• Work to complete: Return every line of the data below that includes the string "screenshot".

• Data listing:

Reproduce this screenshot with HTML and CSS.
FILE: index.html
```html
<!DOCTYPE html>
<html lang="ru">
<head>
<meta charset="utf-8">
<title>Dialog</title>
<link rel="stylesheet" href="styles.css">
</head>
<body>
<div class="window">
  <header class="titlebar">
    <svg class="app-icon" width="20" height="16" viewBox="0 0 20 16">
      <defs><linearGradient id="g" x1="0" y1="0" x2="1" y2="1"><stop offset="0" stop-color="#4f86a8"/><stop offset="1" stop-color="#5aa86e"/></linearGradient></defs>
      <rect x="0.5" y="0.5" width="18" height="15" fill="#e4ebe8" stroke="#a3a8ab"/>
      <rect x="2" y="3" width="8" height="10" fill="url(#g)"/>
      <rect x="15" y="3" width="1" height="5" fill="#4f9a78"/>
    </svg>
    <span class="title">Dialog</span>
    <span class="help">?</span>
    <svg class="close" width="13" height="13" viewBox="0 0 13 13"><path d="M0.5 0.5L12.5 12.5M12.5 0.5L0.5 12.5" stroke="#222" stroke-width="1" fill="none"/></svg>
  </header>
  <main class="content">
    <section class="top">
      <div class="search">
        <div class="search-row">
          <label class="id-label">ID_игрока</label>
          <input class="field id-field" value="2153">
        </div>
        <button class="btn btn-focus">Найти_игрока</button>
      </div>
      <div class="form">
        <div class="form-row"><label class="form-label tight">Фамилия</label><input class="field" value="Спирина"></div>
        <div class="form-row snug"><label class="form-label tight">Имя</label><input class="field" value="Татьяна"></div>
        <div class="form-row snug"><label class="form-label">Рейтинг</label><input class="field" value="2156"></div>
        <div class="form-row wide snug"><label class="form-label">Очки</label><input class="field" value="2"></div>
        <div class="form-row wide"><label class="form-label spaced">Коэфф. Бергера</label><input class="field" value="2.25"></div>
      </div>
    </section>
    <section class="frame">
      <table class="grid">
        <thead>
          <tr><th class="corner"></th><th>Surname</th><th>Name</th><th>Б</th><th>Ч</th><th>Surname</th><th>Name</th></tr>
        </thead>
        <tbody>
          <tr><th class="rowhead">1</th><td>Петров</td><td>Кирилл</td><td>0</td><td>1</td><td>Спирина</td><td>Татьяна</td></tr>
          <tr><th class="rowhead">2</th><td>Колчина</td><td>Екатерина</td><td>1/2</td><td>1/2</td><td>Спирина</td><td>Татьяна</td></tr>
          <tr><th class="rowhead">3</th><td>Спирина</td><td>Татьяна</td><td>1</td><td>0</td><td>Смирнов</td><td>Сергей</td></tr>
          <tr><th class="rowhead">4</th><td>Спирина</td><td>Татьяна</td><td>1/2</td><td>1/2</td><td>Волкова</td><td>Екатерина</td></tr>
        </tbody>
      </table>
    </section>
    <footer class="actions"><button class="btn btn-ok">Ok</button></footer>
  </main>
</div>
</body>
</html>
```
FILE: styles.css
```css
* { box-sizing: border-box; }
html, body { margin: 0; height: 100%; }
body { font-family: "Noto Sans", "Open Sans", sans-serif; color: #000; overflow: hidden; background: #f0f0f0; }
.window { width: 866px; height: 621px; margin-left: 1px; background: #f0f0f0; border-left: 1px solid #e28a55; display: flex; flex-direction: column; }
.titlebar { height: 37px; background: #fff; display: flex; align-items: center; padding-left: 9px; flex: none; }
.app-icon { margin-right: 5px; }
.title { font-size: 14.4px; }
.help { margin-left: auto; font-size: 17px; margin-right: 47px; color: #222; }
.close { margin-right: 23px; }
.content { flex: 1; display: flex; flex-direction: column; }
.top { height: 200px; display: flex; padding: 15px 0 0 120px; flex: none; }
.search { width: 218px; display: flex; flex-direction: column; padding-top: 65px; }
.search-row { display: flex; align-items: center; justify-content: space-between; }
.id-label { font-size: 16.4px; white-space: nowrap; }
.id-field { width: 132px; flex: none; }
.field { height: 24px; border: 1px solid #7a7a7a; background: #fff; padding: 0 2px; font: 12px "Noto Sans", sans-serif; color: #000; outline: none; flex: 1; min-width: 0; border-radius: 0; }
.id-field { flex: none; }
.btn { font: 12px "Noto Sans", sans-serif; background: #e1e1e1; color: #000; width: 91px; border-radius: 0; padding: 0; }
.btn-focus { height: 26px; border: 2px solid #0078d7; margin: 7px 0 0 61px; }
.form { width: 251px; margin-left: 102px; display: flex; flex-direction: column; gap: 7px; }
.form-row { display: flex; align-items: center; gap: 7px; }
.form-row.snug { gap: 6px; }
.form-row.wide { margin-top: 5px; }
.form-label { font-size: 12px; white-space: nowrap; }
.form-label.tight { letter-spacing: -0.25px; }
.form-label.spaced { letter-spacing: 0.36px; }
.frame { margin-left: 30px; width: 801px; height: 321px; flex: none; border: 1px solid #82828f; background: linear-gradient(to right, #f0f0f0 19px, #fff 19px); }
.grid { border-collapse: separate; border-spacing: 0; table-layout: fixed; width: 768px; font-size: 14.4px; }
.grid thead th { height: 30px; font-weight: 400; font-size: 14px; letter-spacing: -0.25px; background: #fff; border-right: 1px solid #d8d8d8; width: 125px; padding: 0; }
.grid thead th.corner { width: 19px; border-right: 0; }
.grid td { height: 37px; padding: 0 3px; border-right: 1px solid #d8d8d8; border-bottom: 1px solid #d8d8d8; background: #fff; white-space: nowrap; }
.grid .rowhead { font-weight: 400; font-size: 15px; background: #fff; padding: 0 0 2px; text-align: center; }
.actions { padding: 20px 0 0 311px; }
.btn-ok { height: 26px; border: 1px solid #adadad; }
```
--
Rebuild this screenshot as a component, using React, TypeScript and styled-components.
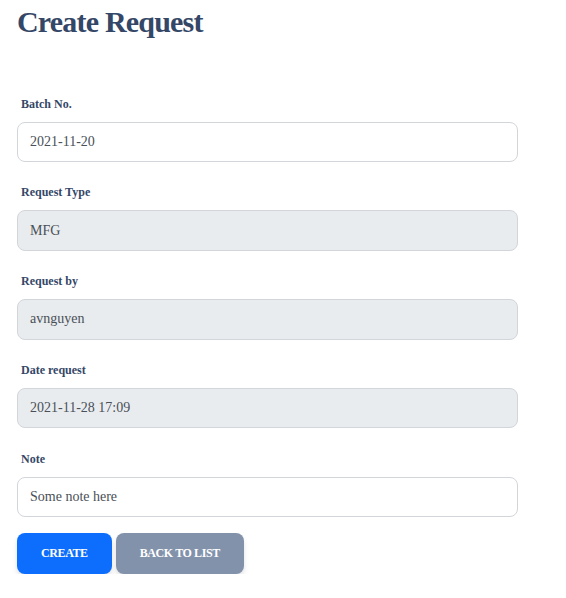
---
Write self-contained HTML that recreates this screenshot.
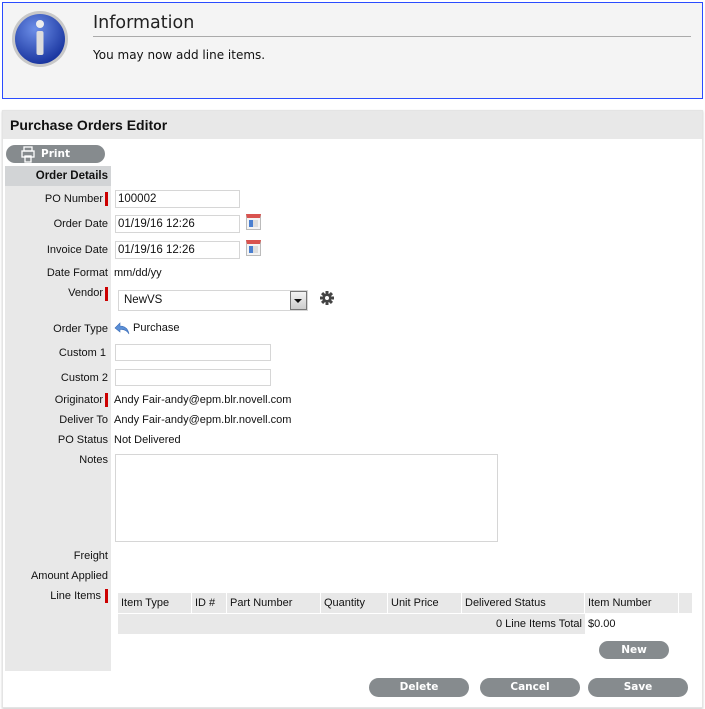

• Response:
Reproduce this screenshot with HTML and CSS.
Rebuild this screenshot as a component, using React, TypeScript and styled-components.
Write self-contained HTML that recreates this screenshot.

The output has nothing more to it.